Saturday, April 30, 2011

It’s partisan politics again

It wasn’t so long ago that the Congress leadership was all for the Public Accounts Committee (PAC) looking into the 2G spectrum issue. “The PAC is a joint parliamentary committee presided over by a senior member of the Opposition. I am willing to appear before it.” These were the words of no less
a personage than Prime Minister Manmohan Singh with finance minister Pranab Mukherjee offering a multi-disciplinary investigative agency to assist the PAC headed by Opposition leader Murli Manohar Joshi. But the vehemence with which the UPA members of the PAC have rejected the report is puzzling and worrying. Allegations that the report was outsourced and that the PAC had no right to criticise the PM go against the very grain of Mr Singh’s desire to resolve this issue. The issue has moved from 2G to whether or not the report stands on the technicality of Mr Joshi having walked and a substitute allowing the report to be rejected by 11 of the 21 members. Significantly, the Samajwadi Party and the Bahujan Samaj Party, arch rivals in UP, seem to have found common cause in scuttling the report along with the UPA. This is a most unfortunate development at a time when the corruption issue is exercising the country as never before. It would seem from this spectacle that our political establishment is unable to get away from narrow partisan concerns. It now appears that Mr Joshi will present the draft report to the Speaker who will take the final call. If the members who have rejected the report feel that their views weren’t accommodated in it, they could surely have put this forward in a democratic manner. The atmosphere in the country today on the issue of corruption is such that this move will raise further doubts instead of making things more transparent. Allegations that the draft report was leaked may be valid but that alone is not reason enough to reject it in its entirety.

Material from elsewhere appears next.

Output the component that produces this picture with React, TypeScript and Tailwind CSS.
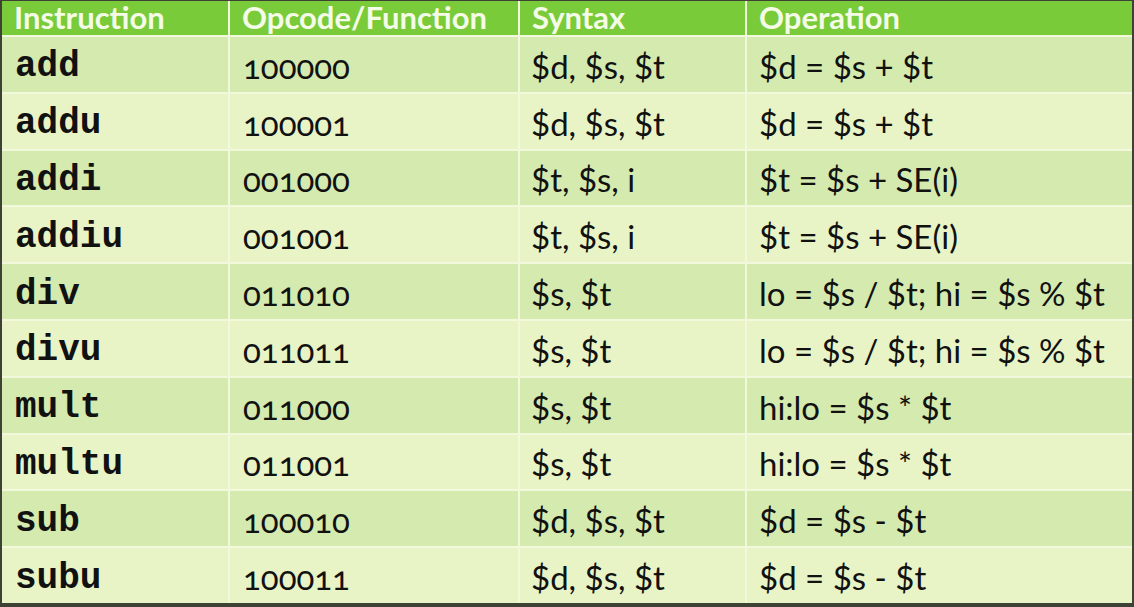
const rows = [
  ["add", "100000", "$d, $s, $t", "$d = $s + $t"],
  ["addu", "100001", "$d, $s, $t", "$d = $s + $t"],
  ["addi", "001000", "$t, $s, i", "$t = $s + SE(i)"],
  ["addiu", "001001", "$t, $s, i", "$t = $s + SE(i)"],
  ["div", "011010", "$s, $t", "lo = $s / $t; hi = $s % $t"],
  ["divu", "011011", "$s, $t", "lo = $s / $t; hi = $s % $t"],
  ["mult", "011000", "$s, $t", "hi:lo = $s * $t"],
  ["multu", "011001", "$s, $t", "hi:lo = $s * $t"],
  ["sub", "100010", "$d, $s, $t", "$d = $s - $t"],
  ["subu", "100011", "$d, $s, $t", "$d = $s - $t"],
]

const headers = ["Instruction", "Opcode/Function", "Syntax", "Operation"]

export default function App() {
  return (
    <div className="w-[1134px] h-[607px] bg-[#3d4234] pl-[2px] pr-[2px] pt-[1px] pb-[4px]">
      <div className="w-full h-full grid grid-cols-[226px_288px_225px_1fr] grid-rows-[34px_repeat(10,minmax(0,1fr))] gap-x-[2px] gap-y-[2px] bg-[#f2f8dc] font-['Lato',sans-serif]">
        {headers.map((h) => (
          <div key={h} className="bg-[#7acb3a] text-[#f4fbe6] font-bold text-[31px] leading-[32px] pl-[12px]">
            {h}
          </div>
        ))}
        {rows.map((r, i) => {
          const bg = i % 2 === 0 ? "bg-[#d4eaae]" : "bg-[#e8f4c6]"
          return (
            <div key={r[0]} className="contents">
              <div className={`${bg} flex items-center pl-[13px] pt-[6px] leading-[40px] font-['Liberation_Mono',monospace] font-bold text-[36px] text-[#111]`}>
                {r[0]}
              </div>
              <div className={`${bg} flex items-center pl-[13px] pt-[3px] leading-[40px] text-[33px] text-[#111] oldstyle-nums`}>
                {r[1]}
              </div>
              <div className={`${bg} flex items-center pl-[11px] pt-[3px] leading-[40px] text-[33px] text-[#111]`}>
                {r[2]}
              </div>
              <div className={`${bg} flex items-center pl-[12px] pt-[3px] leading-[40px] text-[33px] text-[#111]`}>
                {r[3]}
              </div>
            </div>
          )
        })}
      </div>
    </div>
  )
}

So after a short period in which both the Opposition and the ruling coalition seemed to be on the same side on the corruption issue, battle-lines have been drawn once again. This will only serve to further devalue our democratic institutions and lower the image of our elected representatives in the eyes of the people. If this is the fate of the draft PAC report, people will lose faith that the Joint Parliamentary Committee report will fare any better. The UPA government had just begun to recover lost ground with its decisive action against some of those under suspicion in the 2G scam, albeit a little too late. This signal that it means business on the issue of corruption will be meaningless in the face of these obstructionist tactics on a report from a committee that it endorsed earlier. So, in many ways we are back to the drawing board once again.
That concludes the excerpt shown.